§ Challenge
Transcribe the listing exactly, leaving out every picture.

§ Raw data
-- START --
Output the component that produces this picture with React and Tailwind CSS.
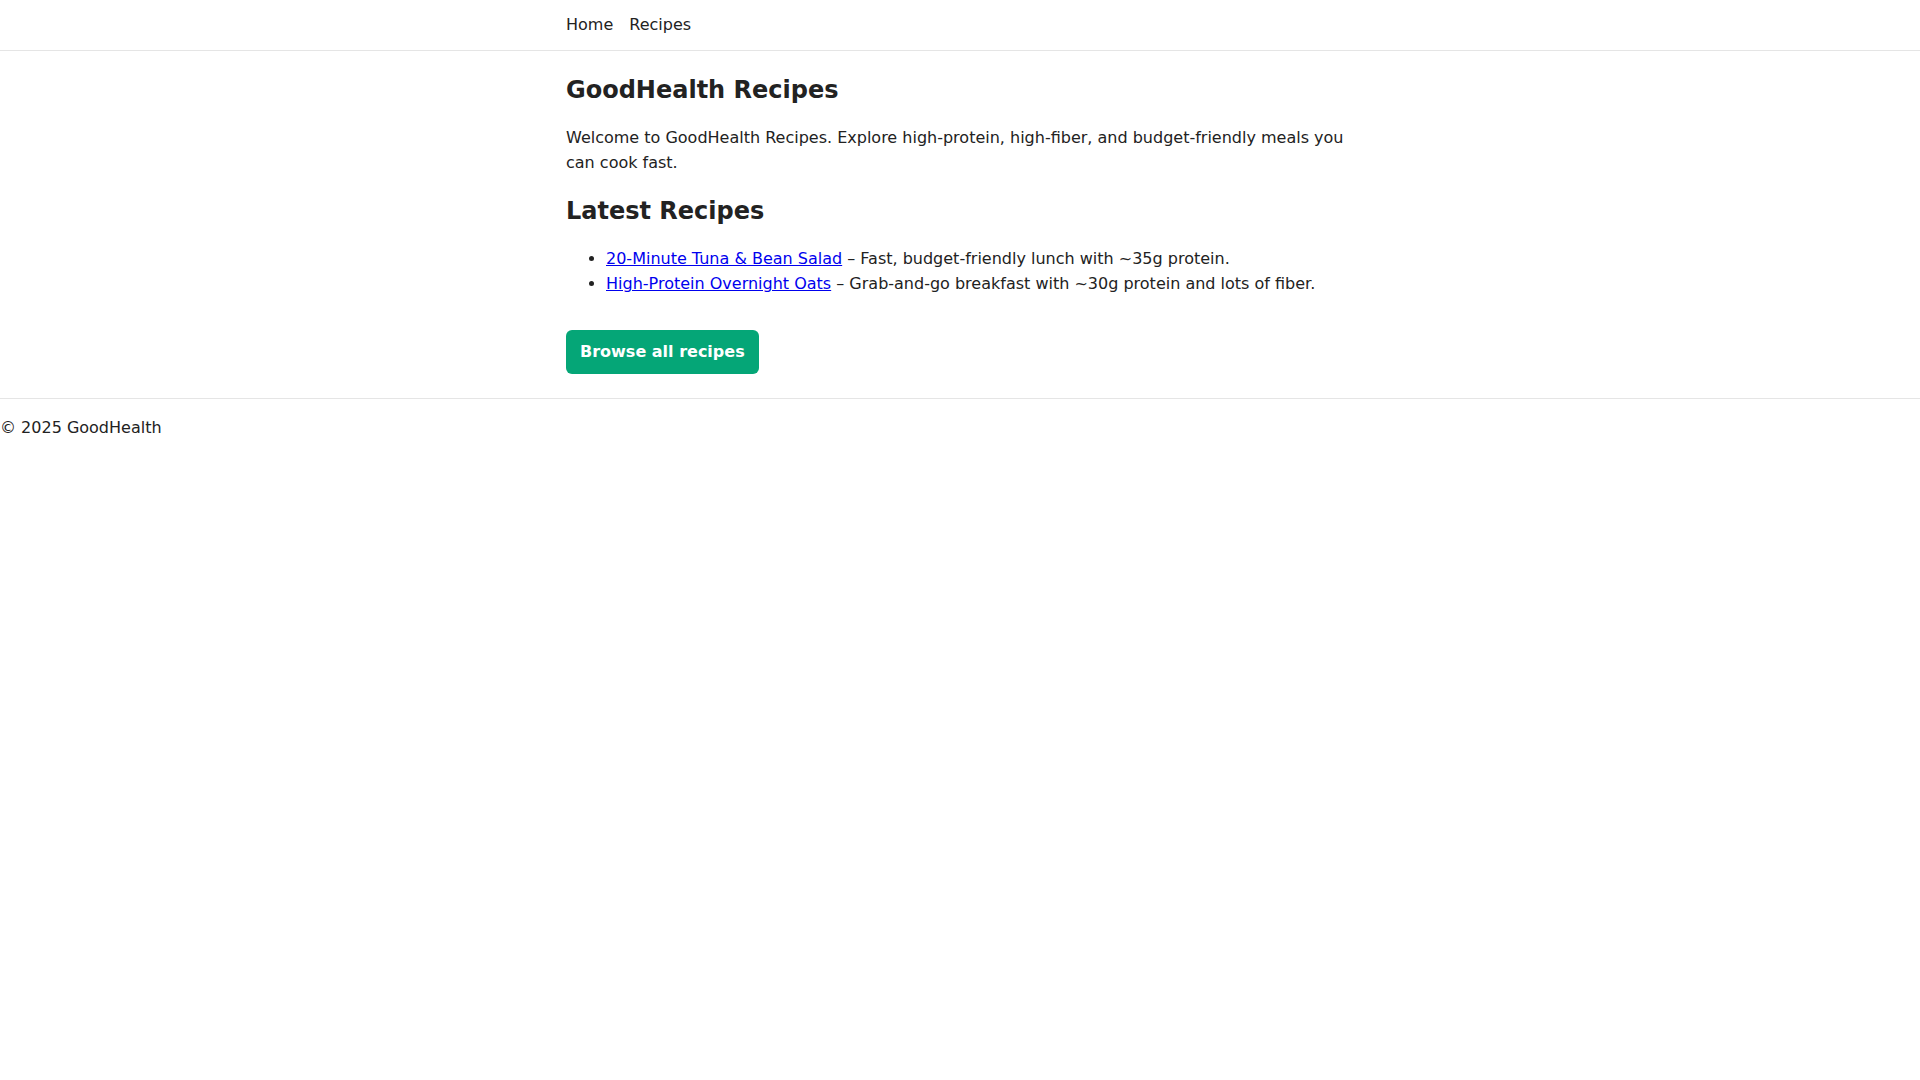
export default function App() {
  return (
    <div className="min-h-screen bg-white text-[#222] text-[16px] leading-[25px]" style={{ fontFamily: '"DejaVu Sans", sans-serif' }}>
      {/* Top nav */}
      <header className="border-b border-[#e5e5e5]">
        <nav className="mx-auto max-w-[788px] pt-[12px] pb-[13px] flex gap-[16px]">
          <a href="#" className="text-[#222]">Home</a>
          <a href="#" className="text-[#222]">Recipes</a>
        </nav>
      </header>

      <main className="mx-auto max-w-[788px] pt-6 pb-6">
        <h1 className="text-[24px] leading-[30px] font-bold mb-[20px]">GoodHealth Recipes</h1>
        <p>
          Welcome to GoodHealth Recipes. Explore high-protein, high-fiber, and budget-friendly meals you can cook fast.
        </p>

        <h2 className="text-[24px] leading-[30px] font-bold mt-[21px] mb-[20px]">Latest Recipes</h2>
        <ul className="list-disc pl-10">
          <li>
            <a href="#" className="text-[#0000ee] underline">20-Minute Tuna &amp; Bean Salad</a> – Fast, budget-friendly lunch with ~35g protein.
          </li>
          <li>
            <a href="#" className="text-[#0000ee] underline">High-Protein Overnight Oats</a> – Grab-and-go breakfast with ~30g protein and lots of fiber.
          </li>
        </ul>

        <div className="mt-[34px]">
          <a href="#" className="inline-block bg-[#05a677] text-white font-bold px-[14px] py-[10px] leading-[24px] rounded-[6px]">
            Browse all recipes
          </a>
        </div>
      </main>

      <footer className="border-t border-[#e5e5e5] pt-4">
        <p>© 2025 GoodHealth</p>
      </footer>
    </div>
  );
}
-- END --
§ Solution to this problem
Output the component that produces this picture with React and Tailwind CSS.
export default function App() {
  return (
    <div className="min-h-screen bg-white text-[#222] text-[16px] leading-[25px]" style={{ fontFamily: '"DejaVu Sans", sans-serif' }}>
      {/* Top nav */}
      <header className="border-b border-[#e5e5e5]">
        <nav className="mx-auto max-w-[788px] pt-[12px] pb-[13px] flex gap-[16px]">
          <a href="#" className="text-[#222]">Home</a>
          <a href="#" className="text-[#222]">Recipes</a>
        </nav>
      </header>

      <main className="mx-auto max-w-[788px] pt-6 pb-6">
        <h1 className="text-[24px] leading-[30px] font-bold mb-[20px]">GoodHealth Recipes</h1>
        <p>
          Welcome to GoodHealth Recipes. Explore high-protein, high-fiber, and budget-friendly meals you can cook fast.
        </p>

        <h2 className="text-[24px] leading-[30px] font-bold mt-[21px] mb-[20px]">Latest Recipes</h2>
        <ul className="list-disc pl-10">
          <li>
            <a href="#" className="text-[#0000ee] underline">20-Minute Tuna &amp; Bean Salad</a> – Fast, budget-friendly lunch with ~35g protein.
          </li>
          <li>
            <a href="#" className="text-[#0000ee] underline">High-Protein Overnight Oats</a> – Grab-and-go breakfast with ~30g protein and lots of fiber.
          </li>
        </ul>

        <div className="mt-[34px]">
          <a href="#" className="inline-block bg-[#05a677] text-white font-bold px-[14px] py-[10px] leading-[24px] rounded-[6px]">
            Browse all recipes
          </a>
        </div>
      </main>

      <footer className="border-t border-[#e5e5e5] pt-4">
        <p>© 2025 GoodHealth</p>
      </footer>
    </div>
  );
}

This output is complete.